(27 maggio 2021) L’utilizzo di un linguaggio non discriminatorio è fondamentale laddove si voglia promuovere un cambiamento culturale e una società dove inclusione, equità e pari opportunità siano patrimonio comune. E’ altrettanto vero che la lingua evolve proprio perché la società cambia. Ed è di fatto cambiata. Fino ad alcuni decenni fa, ad esempio, la presenza delle donne era talmente delimitata a precisi settori e posizioni lavorative che non si poneva neppure la questione di declinare i nomi delle professioni in maniera corretta e in base al genere. Oggi che vi sono sempre più professioniste come avvocate o notaie e, nonostante le note resistenze di potere, ministre, sindache e assessore, chiamarle con il loro nome diventa un’affermazione di esistenza, oltre che un’operazione linguisticamente esatta.
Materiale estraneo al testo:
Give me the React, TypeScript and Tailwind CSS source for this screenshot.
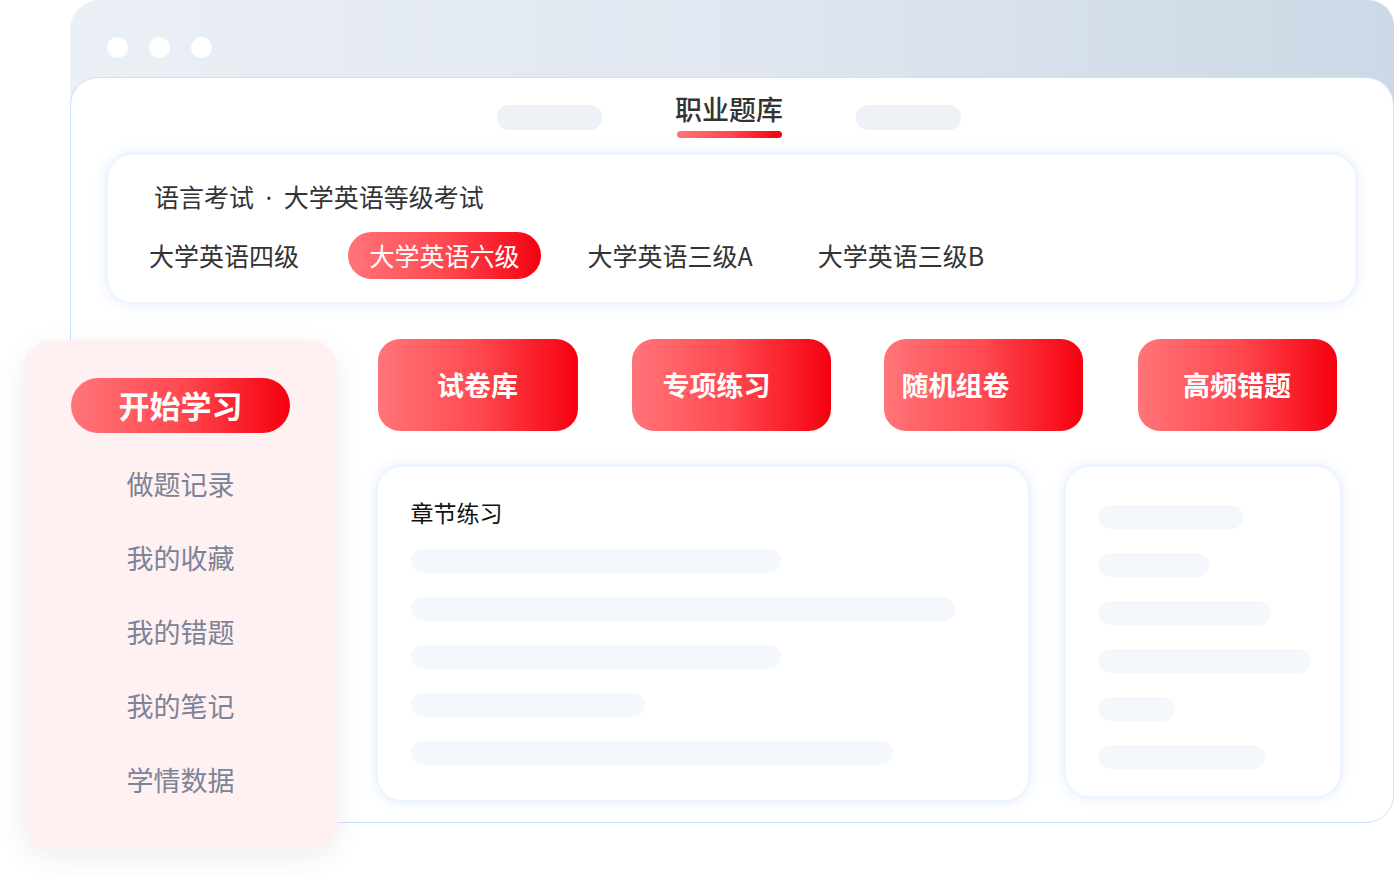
import React from "react";

const GRAD = "bg-[linear-gradient(90deg,#ff7579_0%,#ff4950_50%,#f5000f_100%)]";

function Bar({ w }: { w: number }) {
  return <div className="h-[24px] rounded-full bg-[#f4f7fb]" style={{ width: w }} />;
}

export default function App() {
  const chapterBars = [370, 544, 370, 234, 482];
  const sideBars = [144, 110, 172, 212, 76, 166];
  const menu = ["做题记录", "我的收藏", "我的错题", "我的笔记", "学情数据"];
  return (
    <div className="relative w-[1396px] h-[876px] bg-white overflow-hidden font-['Noto_Sans_CJK_SC','Noto_Sans',sans-serif]">
      <div className="pl-[70px]">
        <div className="w-[1324px]">
          {/* browser header */}
          <div className="h-[105px] rounded-tl-[30px] rounded-tr-[26px] bg-[linear-gradient(90deg,#ebeff6_0%,#e0e7f0_50%,#ccd8e6_100%)] flex items-start gap-[21px] pl-[37px] pt-[37px]">
            <div className="w-[21px] h-[21px] rounded-full bg-white" />
            <div className="w-[21px] h-[21px] rounded-full bg-white" />
            <div className="w-[21px] h-[21px] rounded-full bg-white" />
          </div>
          {/* white panel */}
          <div className="-mt-[28px] relative h-[746px] bg-white rounded-[28px] border-[1.5px] border-[#cce1fb]">
            {/* tabs */}
            <div className="pt-[13px] pr-[6px] flex justify-center items-start gap-[73px]">
              <div className="w-[105px] h-[25px] mt-[14px] rounded-[12px] bg-[#eef1f6]" />
              <div className="flex flex-col items-center">
                <div className="text-[27px] leading-[36px] font-medium text-[#333333]">职业题库</div>
                <div className={`w-[105px] h-[7px] mt-[4px] rounded-full ${GRAD}`} />
              </div>
              <div className="w-[105px] h-[25px] mt-[14px] rounded-[12px] bg-[#eef1f6]" />
            </div>
            {/* category card */}
            <div className="ml-[37px] mr-[38px] mt-[17px] h-[147px] rounded-[24px] bg-white shadow-[0_0_0_3px_#eef5fe,0_0_12px_4px_rgba(210,228,252,0.45)] pt-[25px]">
              <div className="pl-[46px] text-[25px] leading-[32px] text-[#333333]">
                语言考试<span className="px-[5px] font-['Noto_Sans',sans-serif]"> · </span>大学英语等级考试
              </div>
              <div className="mt-[19px] pl-[20px] flex items-center text-[25px] text-[#333333]">
                <div className="w-[192px] h-[47px] flex items-center justify-center">大学英语四级</div>
                <div className={`ml-[28px] w-[193px] h-[47px] rounded-full flex items-center justify-center text-white ${GRAD}`}>大学英语六级</div>
                <div className="ml-[24px] w-[210px] h-[47px] flex items-center justify-center">大学英语三级A</div>
                <div className="ml-[22px] w-[208px] h-[47px] flex items-center justify-center">大学英语三级B</div>
              </div>
            </div>
            {/* main area */}
            <div className="pl-[306.5px]">
              <div className="mt-[37px] flex items-start text-white text-[27px] font-bold">
                <div className={`w-[200px] h-[92px] rounded-[22px] flex items-center justify-center ${GRAD}`}>试卷库</div>
                <div className={`ml-[54px] w-[199px] h-[92px] rounded-[22px] flex items-center pl-[31px] ${GRAD}`}>专项练习</div>
                <div className={`ml-[53px] w-[199px] h-[92px] rounded-[22px] flex items-center pl-[18px] ${GRAD}`}>随机组卷</div>
                <div className={`ml-[55px] w-[199px] h-[92px] rounded-[22px] flex items-center justify-center ${GRAD}`}>高频错题</div>
              </div>
              <div className="mt-[36px] flex items-start">
                <div className="w-[650px] h-[333px] rounded-[24px] bg-white shadow-[0_0_0_3px_#eef5fe,0_0_12px_4px_rgba(210,228,252,0.45)] pl-[33px] pt-[30px]">
                  <div className="text-[23px] leading-[30px] text-[#111111]">章节练习</div>
                  <div className="mt-[22px] flex flex-col gap-[24px]">
                    {chapterBars.map((w, i) => (
                      <Bar key={i} w={w} />
                    ))}
                  </div>
                </div>
                <div className="ml-[38px] w-[274px] h-[329px] rounded-[24px] bg-white shadow-[0_0_0_3px_#eef5fe,0_0_12px_4px_rgba(210,228,252,0.45)] pl-[33px] pt-[38px]">
                  <div className="flex flex-col gap-[24px]">
                    {sideBars.map((w, i) => (
                      <Bar key={i} w={w} />
                    ))}
                  </div>
                </div>
              </div>
            </div>
          </div>
        </div>
      </div>
      {/* floating sidebar */}
      <div className="absolute left-[23px] top-[340px] w-[315px] h-[510px] rounded-[30px] bg-[#fff0f1] shadow-[0_8px_30px_rgba(0,0,0,0.07)] flex flex-col items-center pt-[38px]">
        <div className={`w-[219px] h-[55px] rounded-full flex items-center justify-center text-white text-[31px] font-bold ${GRAD}`}>开始学习</div>
        <div className="mt-[14px] flex flex-col items-center">
          {menu.map((m) => (
            <div key={m} className="text-[27px] leading-[74px] text-[#7b8498]">{m}</div>
          ))}
        </div>
      </div>
    </div>
  );
}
Le forzature e stonature che molti ancora percepiscono quando si declinano certi termini al femminile non sono motivate dalla grammatica quanto da fattori socio-culturali, da abitudini antiche e stereotipi duri a morire. Insomma, lo stereotipo per cui il femminile è più debole rispetto al maschile porta ad associare la declinazione ad uno svilimento della carica o del ruolo, quando è vero esattamente il contrario! Definire le persone per come sono significa riconoscerle e riconoscerle nella loro soggettività spiana la strada a quelle azioni e politiche necessarie a rendere pienamente esigibili i loro diritti.

Di questo e molto altro abbiamo parlato nel convegno in streaming di Eutopian dal titolo “Non solo asterischi. La costruzione di un linguaggio inclusivo”, un dibattito interessante perché riguarda tutti e ciascuno di noi nella convivenza con l’”altro”, nei rapporti sociali e di potere dove sessismo, neutralizzazione o negazione delle differenze e diversità sono dietro l’angolo. Con me sono intervenuti il direttore dell’Agenzia delle entrate Ernesto Maria Ruffini, la presidente del Gruppo PD alla Camera dei deputati Debora Serracchiani, la professoressa e già ministra della Difesa Elisabetta Trenta, nonché altre significative testimonianze. Grazie ad Angelica Giambelluca e Roberto Reale per la sensibile conduzione.